RECORDS TO USE:
* * * * * * *
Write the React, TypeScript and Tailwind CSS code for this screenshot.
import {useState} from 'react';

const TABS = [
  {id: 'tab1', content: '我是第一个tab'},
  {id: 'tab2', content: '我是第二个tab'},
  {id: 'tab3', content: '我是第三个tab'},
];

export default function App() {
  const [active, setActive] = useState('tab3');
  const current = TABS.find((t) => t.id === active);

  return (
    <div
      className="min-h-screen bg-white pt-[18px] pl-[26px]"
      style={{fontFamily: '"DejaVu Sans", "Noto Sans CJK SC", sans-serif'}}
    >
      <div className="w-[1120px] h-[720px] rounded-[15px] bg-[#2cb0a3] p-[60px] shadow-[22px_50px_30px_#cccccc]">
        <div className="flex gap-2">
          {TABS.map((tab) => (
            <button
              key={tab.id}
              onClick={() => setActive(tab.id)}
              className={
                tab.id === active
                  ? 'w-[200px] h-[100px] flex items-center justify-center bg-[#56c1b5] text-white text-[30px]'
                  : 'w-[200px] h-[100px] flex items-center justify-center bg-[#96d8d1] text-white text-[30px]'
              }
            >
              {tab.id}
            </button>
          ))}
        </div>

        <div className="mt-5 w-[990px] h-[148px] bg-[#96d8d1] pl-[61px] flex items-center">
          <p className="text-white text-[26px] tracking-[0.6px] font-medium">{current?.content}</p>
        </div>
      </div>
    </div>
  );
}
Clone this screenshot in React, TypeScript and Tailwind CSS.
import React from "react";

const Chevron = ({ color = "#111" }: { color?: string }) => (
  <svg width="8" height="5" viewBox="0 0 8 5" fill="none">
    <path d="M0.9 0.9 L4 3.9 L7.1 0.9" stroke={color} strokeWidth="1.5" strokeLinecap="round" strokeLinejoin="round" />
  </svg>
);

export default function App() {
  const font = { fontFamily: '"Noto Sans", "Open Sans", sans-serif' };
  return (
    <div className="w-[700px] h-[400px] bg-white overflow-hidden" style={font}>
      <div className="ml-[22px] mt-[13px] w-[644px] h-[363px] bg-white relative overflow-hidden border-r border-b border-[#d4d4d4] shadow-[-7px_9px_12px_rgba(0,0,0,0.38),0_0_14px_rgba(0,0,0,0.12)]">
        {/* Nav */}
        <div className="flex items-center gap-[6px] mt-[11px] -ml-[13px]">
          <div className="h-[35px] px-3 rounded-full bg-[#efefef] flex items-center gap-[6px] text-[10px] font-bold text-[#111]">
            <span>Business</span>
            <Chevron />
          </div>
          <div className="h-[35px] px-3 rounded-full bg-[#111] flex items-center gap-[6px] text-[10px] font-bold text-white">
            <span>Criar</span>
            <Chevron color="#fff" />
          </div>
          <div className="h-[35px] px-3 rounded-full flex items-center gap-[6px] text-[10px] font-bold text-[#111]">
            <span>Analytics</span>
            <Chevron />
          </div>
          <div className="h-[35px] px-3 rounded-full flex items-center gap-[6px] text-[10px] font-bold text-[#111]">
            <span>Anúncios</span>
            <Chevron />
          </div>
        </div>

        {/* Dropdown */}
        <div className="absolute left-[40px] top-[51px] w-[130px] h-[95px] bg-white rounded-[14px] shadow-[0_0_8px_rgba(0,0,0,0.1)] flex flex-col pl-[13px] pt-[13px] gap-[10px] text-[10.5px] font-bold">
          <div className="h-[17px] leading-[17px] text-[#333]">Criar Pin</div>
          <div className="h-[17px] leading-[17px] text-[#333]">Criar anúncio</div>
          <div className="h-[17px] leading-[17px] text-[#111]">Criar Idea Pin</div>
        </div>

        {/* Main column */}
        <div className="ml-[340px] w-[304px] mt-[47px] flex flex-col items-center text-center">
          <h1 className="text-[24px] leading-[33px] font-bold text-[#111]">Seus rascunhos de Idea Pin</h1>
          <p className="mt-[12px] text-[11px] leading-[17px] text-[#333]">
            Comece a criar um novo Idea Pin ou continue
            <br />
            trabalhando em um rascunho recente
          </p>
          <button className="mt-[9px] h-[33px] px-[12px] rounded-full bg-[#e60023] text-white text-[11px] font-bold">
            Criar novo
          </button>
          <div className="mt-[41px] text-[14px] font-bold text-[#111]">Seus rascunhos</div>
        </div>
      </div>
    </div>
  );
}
* * * * * * *
WHAT THE EXERCISE ASKS: Up to and including the line that holds "const current = TABS.find((t)", reproduce the records above exactly from their first line, and give nothing else.

RESULT BELOW:
Write the React, TypeScript and Tailwind CSS code for this screenshot.
import {useState} from 'react';

const TABS = [
  {id: 'tab1', content: '我是第一个tab'},
  {id: 'tab2', content: '我是第二个tab'},
  {id: 'tab3', content: '我是第三个tab'},
];

export default function App() {
  const [active, setActive] = useState('tab3');
  const current = TABS.find((t) => t.id === active);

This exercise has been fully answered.